2019 was the year of Instagram and YouTube. Countless amounts of creative content was generated and shared over these social platforms. Meanwhile, billions of consumers were exposed to an exploding number of new emerging brands through ads and marketing campaigns.

Did brands succeed in their social media marketing? Not really. Although many acquired a significant number of new users, few captured and retained customer attention.

In fact, acquiring Millennial and Gen-Z customers is no longer an issue. The problem now lies in retention, meaning that brands now require smarter tactics than ever. This is why numerous emerging consumer brands have failed to maintain their growth while balancing capital efficiency.

Here are two main marketing subcategories—branding and experience building — that emerging consumer companies can pursue in 2020 to ensure success.

Branding: Set yourself up for success from the start

Even if YouTube and Instagram ads are engaging, their turnover and retention rate can be low. Consumers can become disappointed with the brand’s name, mission, logo, color palette, or packaging. Millennials and Gen-Z consumers reject products that do not fit their belief systems. The consumer brands that have figured this out are now investing billions of dollars into their brand’s image.

Warner Brothers, for example, recently announced that it will simplify its logo, transforming it from the iconic, decades-old gold plated image, to that of amatte blue emblem.

Unfortunately, many emerging brands spend anywhere from zero to only a few thousand dollars to build their identities. Later, most of these brands have to undergo expensive rebranding to recapture their customers. Regardless of their products, consumer brands should invest more in their branding prior to an official launch or before any major marketing campaigns.

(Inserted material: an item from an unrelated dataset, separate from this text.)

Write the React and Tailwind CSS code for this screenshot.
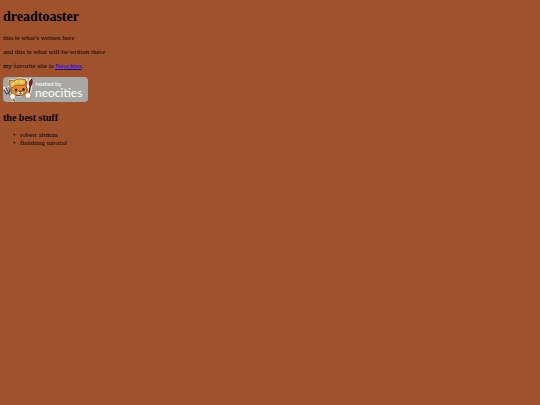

Experience Building: The most effective and long-lasting strategy

Although it is not the most affordable, building experience is the best strategy to capture consumer attention. Pop-up stores, proactive brand images, and influencers can create a strong and long-lasting impression. The more these techniques “influence” consumers, the stronger the customer loyalty.

Today, experience building is ubiquitous in the market. Contemporary consumers change their tastes at an unheard of pace. Although it may seem expensive, having an advisor with marketing expertise is a must if you want to survive in the consumer market. Simple ads on Facebook or Google will not suffice.

How can you fund your marketing campaign?

Cash flow from customers is never enough to launch and sustain a great marketing strategy. So how do you source capital to best support your ever-increasing expenses? Many emerging brands raise capital through traditional venture funds in exchange for equity. However, at an early stage, such methods are often a very costly way of funding growth.

There are many non-dilutive capital sources in the market already. The most famous and widely used sources are MCAs (Merchant Cash Advances), such as Shopify, PayPal, and Clearbanc. They work well for paid promotions on Facebook and Google. However, for “smart” marketing strategies—like branding and experience building—emerging brands need more than they can get from MCAs.

Fortunately, today there are new alternative options. Capital providers like VentureBox and Lighter Capital, for example, act like a hybrid of equity investment—venture capital structured like a credit investment—and venture debt, and can help companies without burning them or having their shares diluted.